Kenya Sport

Arsenal’s Title Confirmed: What’s Next for Guardiola?

Arsenal’s long wait ended at the Vitality Stadium. Twenty-two years after their last Premier League crown, confirmation finally arrived, and with it came an immediate shift in focus up the M6.

What Happens Next at Manchester City?

Reports on Monday suggested Pep Guardiola will walk away after Sunday’s final league game against Aston Villa. Not in a year. Not after another rebuild. After this weekend.

City have not said a word publicly. No denial, no confirmation. Just silence around the man who has defined their modern era.

Guardiola did speak, though — and he chose his words carefully.

“I could say that I have one year of my contract and the conversations I've had for many, many years,” he told Sky Sports. “From my experience, when you announce whatever you announce during the competition, it's a bad result.”

That line matters.

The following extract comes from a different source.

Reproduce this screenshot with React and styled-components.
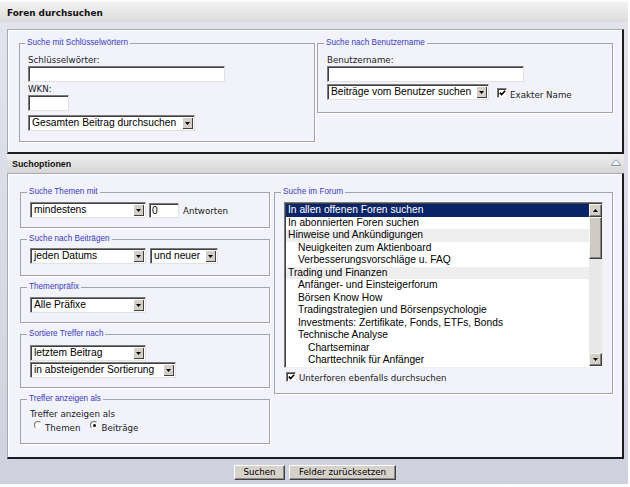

Guardiola knows how a dressing room reacts when a manager’s exit becomes the story. He has lived it at Barcelona and Bayern Munich. He has no intention of letting his own future overshadow a title race or an FA Cup push.

“You understand the first person I have to talk to is my chairman,” he continued. “We decide when we finish the season, we'll sit down and we'll talk. It's as simple as that and after we'll take the decision.”

No grand farewell. No hint of a done deal. Just a promise of talks once the football stops.

Until then, he insists, nothing else gets in.

“I will not tell you here, because I have to talk with my chairman, with my players, with my staff,” Guardiola said. “Because when we play for the FA Cup, when we play for the Premier League, it's just one thing in my mind and focus, to try to bring the team to the highest point.”

That single-mindedness has shaped an era. If this is the beginning of the end, it closes one of the most dominant managerial reigns English football has seen.

Since Guardiola walked through the door in 2016, Manchester City have collected 20 trophies. Six Premier League titles. A long-awaited Champions League. A domestic standard raised so high that 90 points became a target, not an outlier.

He changed the way City play, the way the league plays, the way rivals recruit and react. Every tactical tweak across the top flight has, in some way, been a response to Guardiola’s City.

Now the club stand on the edge of a summer that could reshape everything. A manager with one year left on his contract. A squad tuned to his ideas. A fanbase wondering if Sunday against Aston Villa is just another final day, or the last chapter of a dynasty.

For now, Guardiola keeps the focus where he wants it: on trophies, on performance, on squeezing every last drop out of a season that has already slipped one prize to Arsenal.

The real decision, the one that will echo far beyond this campaign, waits for the quiet after full-time.